SOCIETY

Professor employs art, humor to reach out to students

“I like what you just said. Thanks,” said Marc Assael, professor of thermophysical properties at Thessaloniki’s Aristotle University, just before we ended our phone interview. I hadn’t said anything special, just that he had given us rare insight into a classroom where ingenuity, passion and humor still survive.

Assael is the man behind a video that recently went viral on the Internet. It shows him on the first day of the semester teaching a class of third-year chemical engineers. All of a sudden, a student sitting at the back of the room interrupts the class by talking loudly on her cell phone. When asked by the professor what all the fuss is about, she answers, “Romantic problems.” “What kind of problems?” the professor asks. “I’ll tell you, but because I’m embarrassed I’ll say it in another language,” she responds. To everyone’s surprise, she stands up and start singing an aria from Georges Bizet’s “Carmen,” and the student proves to be none other than acclaimed mezzo-soprano Kassandra Dimopoulou. As the room fills with this melody from the beautiful opera, the students look on, at first a bit ill at ease but gradually and visibly revealing their enthusiasm. At the end, they break out into loud applause.

This happening was organized by Assael as an icebreaker during the introduction of one of his more tedious courses. Physical Processes, he explained, explores “the basic principles governing the calculation methods applied in the preliminary design of fractionating columns, absorption, extraction and cooling towers.” What better way to liven it up than with the passionate song of the beautiful Gypsy from Seville?

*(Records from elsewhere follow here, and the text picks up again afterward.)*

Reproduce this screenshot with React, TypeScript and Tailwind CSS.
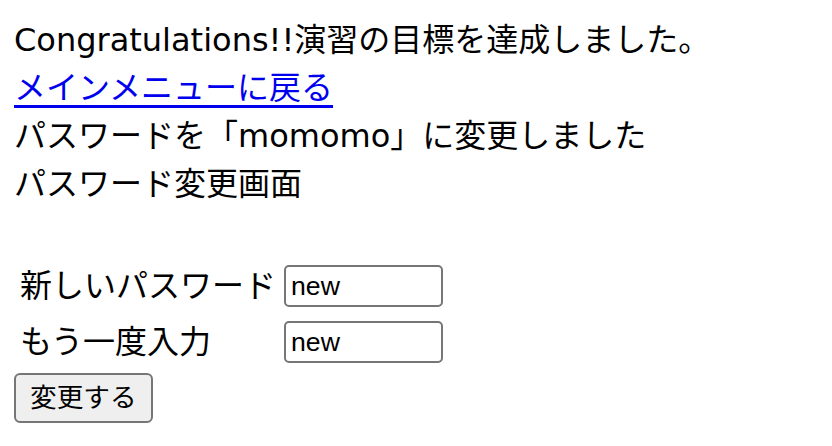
export default function App() {
  return (
    <div
      className="min-h-screen bg-white px-[14px] py-[16px] text-[32px] leading-[48px] text-black"
      style={{ fontFamily: '"DejaVu Sans", "Noto Sans CJK JP", sans-serif' }}
    >
      <div>Congratulations!!演習の目標を達成しました。</div>
      <div>
        <a href="#" className="text-[#0000ee] underline underline-offset-[6px] decoration-[3px]">
          メインメニューに戻る
        </a>
      </div>
      <div>パスワードを「momomo」に変更しました</div>
      <div>パスワード変更画面</div>
      <div className="h-[48px]" />
      <form onSubmit={(e) => e.preventDefault()}>
        <table className="border-separate border-spacing-[4px]">
          <tbody>
            <tr>
              <td className="p-[2px]">新しいパスワード</td>
              <td className="p-[2px] align-middle">
                <input
                  type="text"
                  value="new"
                  readOnly
                  className="block h-[42px] w-[159px] rounded-[5px] border-2 border-[#767676] bg-white px-[5px] text-[26.67px] outline-none"
                  style={{ fontFamily: '"Liberation Sans", sans-serif' }}
                />
              </td>
            </tr>
            <tr>
              <td className="p-[2px]">もう一度入力</td>
              <td className="p-[2px] align-middle">
                <input
                  type="text"
                  value="new"
                  readOnly
                  className="block h-[42px] w-[159px] rounded-[5px] border-2 border-[#767676] bg-white px-[5px] text-[26.67px] outline-none"
                  style={{ fontFamily: '"Liberation Sans", sans-serif' }}
                />
              </td>
            </tr>
          </tbody>
        </table>
        <button
          type="submit"
          className="h-[50px] rounded-[6px] border-2 border-[#767676] bg-[#efefef] px-[14px] text-[26.67px] leading-[40px]"
        >
          変更する
        </button>
      </form>
    </div>
  );
}
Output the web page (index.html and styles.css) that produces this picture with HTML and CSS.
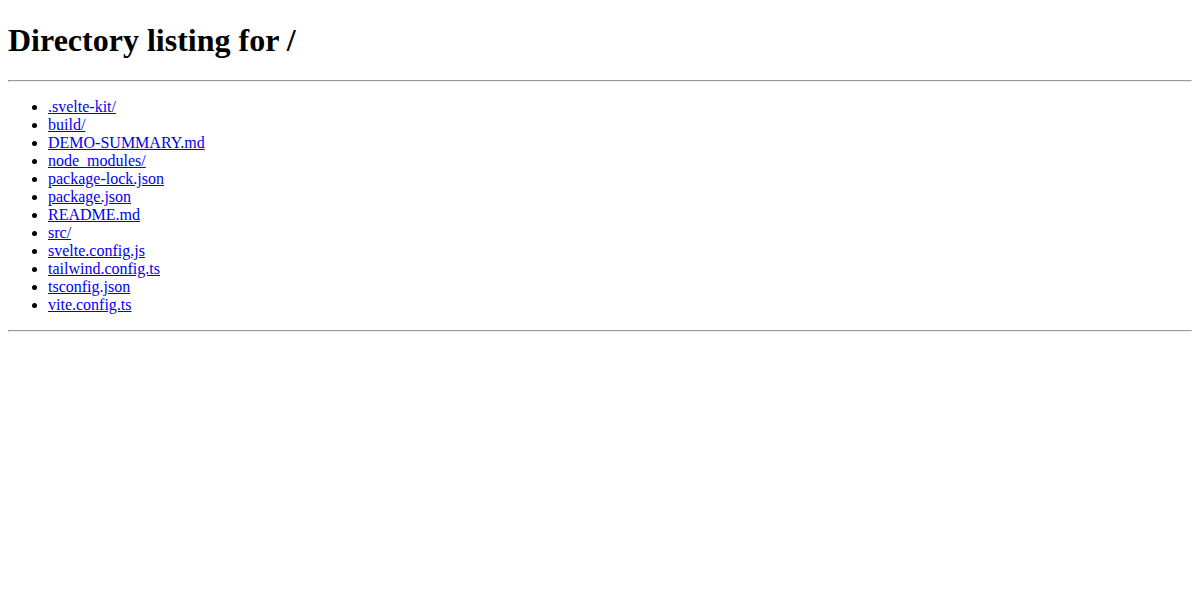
FILE: index.html
```html
<!DOCTYPE html>
<html lang="en">
<head>
    <meta charset="utf-8">
    <title>Directory listing for /</title>
    <link rel="stylesheet" href="styles.css">
</head>
<body>
<h1 class="title">Directory listing for /</h1>
<hr class="rule">
<ul class="listing">
<li><a href=".svelte-kit/">.svelte-kit/</a></li>
<li><a href="build/">build/</a></li>
<li><a href="DEMO-SUMMARY.md">DEMO-SUMMARY.md</a></li>
<li><a href="node_modules/">node_modules/</a></li>
<li><a href="package-lock.json">package-lock.json</a></li>
<li><a href="package.json">package.json</a></li>
<li><a href="README.md">README.md</a></li>
<li><a href="src/">src/</a></li>
<li><a href="svelte.config.js">svelte.config.js</a></li>
<li><a href="tailwind.config.ts">tailwind.config.ts</a></li>
<li><a href="tsconfig.json">tsconfig.json</a></li>
<li><a href="vite.config.ts">vite.config.ts</a></li>
</ul>
<hr class="rule">
</body>
</html>
```

FILE: styles.css
```css
body {
    font-family: "Liberation Serif", "Times New Roman", serif;
    font-size: 16px;
    margin: 8px;
    color: #000;
    background: #fff;
}
.title {
    font-size: 32px;
    font-weight: bold;
    margin: 14px 0 21px;
}
.rule {
    margin: 8px 0;
}
.listing {
    margin: 16px 0;
    padding-left: 40px;
}
.listing a {
    color: #0000ee;
}
```
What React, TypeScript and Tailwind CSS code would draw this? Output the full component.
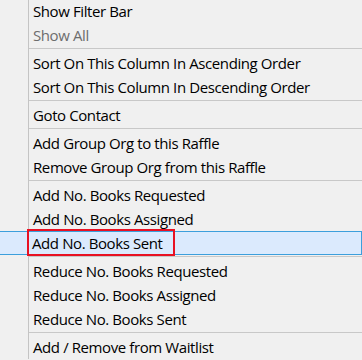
import React from "react";

type Item =
  | { kind: "item"; label: string; disabled?: boolean; selected?: boolean }
  | { kind: "sep" };

const items: Item[] = [
  { kind: "item", label: "Show Filter Bar" },
  { kind: "item", label: "Show All", disabled: true },
  { kind: "sep" },
  { kind: "item", label: "Sort On This Column In Ascending Order" },
  { kind: "item", label: "Sort On This Column In Descending Order" },
  { kind: "sep" },
  { kind: "item", label: "Goto Contact" },
  { kind: "sep" },
  { kind: "item", label: "Add Group Org to this Raffle" },
  { kind: "item", label: "Remove Group Org from this Raffle" },
  { kind: "sep" },
  { kind: "item", label: "Add No. Books Requested" },
  { kind: "item", label: "Add No. Books Assigned" },
  { kind: "item", label: "Add No. Books Sent", selected: true },
  { kind: "sep" },
  { kind: "item", label: "Reduce No. Books Requested" },
  { kind: "item", label: "Reduce No. Books Assigned" },
  { kind: "item", label: "Reduce No. Books Sent" },
  { kind: "sep" },
  { kind: "item", label: "Add / Remove from Waitlist" },
];

export default function App() {
  return (
    <div
      className="w-[362px] h-[360px] overflow-hidden bg-[#f0f0f0] text-black"
      style={{ fontFamily: '"Open Sans", "Noto Sans", sans-serif' }}
    >
      <div className="flex flex-col -mt-[1px]">
        {items.map((it, i) => {
          if (it.kind === "sep") {
            return (
              <div key={i} className="flex h-[4px]">
                <div className="w-[29px] shrink-0 border-r border-[#c4c4c4]" />
                <div className="flex-1 pt-[1px]">
                  <div className="h-[1px] bg-[#c8c8c8]" />
                </div>
              </div>
            );
          }
          if (it.selected) {
            return (
              <div
                key={i}
                className="relative flex h-[24px] -ml-[2px] border border-[#3c9fdc] bg-[#dbeafd]"
              >
                <div className="w-[30px] shrink-0" />
                <div className="flex-1 flex items-center pl-[3px] text-[15px] leading-none tracking-[-0.4px]">
                  {it.label}
                </div>
                <div className="absolute left-[28px] top-[-3px] bottom-[-2px] w-[148px] border-2 border-[#e81123]" />
              </div>
            );
          }
          return (
            <div key={i} className="flex h-[24px]">
              <div className="w-[29px] shrink-0 border-r border-[#c4c4c4]" />
              <div
                className={
                  "flex-1 flex items-center pl-[4px] text-[15px] leading-none tracking-[-0.4px] " +
                  (it.disabled ? "text-[#6d6d6d]" : "text-black")
                }
              >
                {it.label}
              </div>
            </div>
          );
        })}
      </div>
    </div>
  );
}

The idea came to Assael about a year ago when he was at a bar where Dimopoulou sang the aria while mingling with the crowd.

“It was wonderful; she almost transported us to the time when the opera was written. I thought it would be interesting to do something like that in class,” Assael told Kathimerini.

The artist jumped at the invitation. In fact, the original plan was to let her husband, opera singer Philip Modinos, into the act, but the tenor had to drop out at the last minute.

“We had arranged it so that it would start with the couple having a row in class,” said Assael. “In the end, I was also in the dark. I saw her at the back of the class but I didn’t know what she would do. She improvised wonderfully. And when she sang, we all got chills.”

It wasn’t the first time that Assael had surprised his students in such a delightful manner.

“I’ve done all sorts of things. My classes are always interactive,” he said.

Once he walked into a risk assessment class and told the students that he was bored of teaching the same old material over and over, and had therefore prepared a video.

“I appear in the video, lecturing on the same material in a really boring way. The kids were half-asleep when the professor in the video – me, that is – turns to the real me and says, ‘Will the gentleman sit down?’”

The dialogue between the real Assael and the video Assael continued for about an hour, with the students howling with laughter by the end.

“It’s not just the material that matters in class,” he said. “You can’t inspire them 100 percent of the time, but if you manage to inspire them even 30 percent of the time then that’s a precious thing. I hear about colleagues who never step into a classroom and send their assistants instead, and that makes me mad. I haven’t missed a single hour of class in my 32 years of teaching.”

Ever since the “Carmen” video was posted online, his phone has been ringing nonstop. “All I wanted was a connection with my students,” he laughed.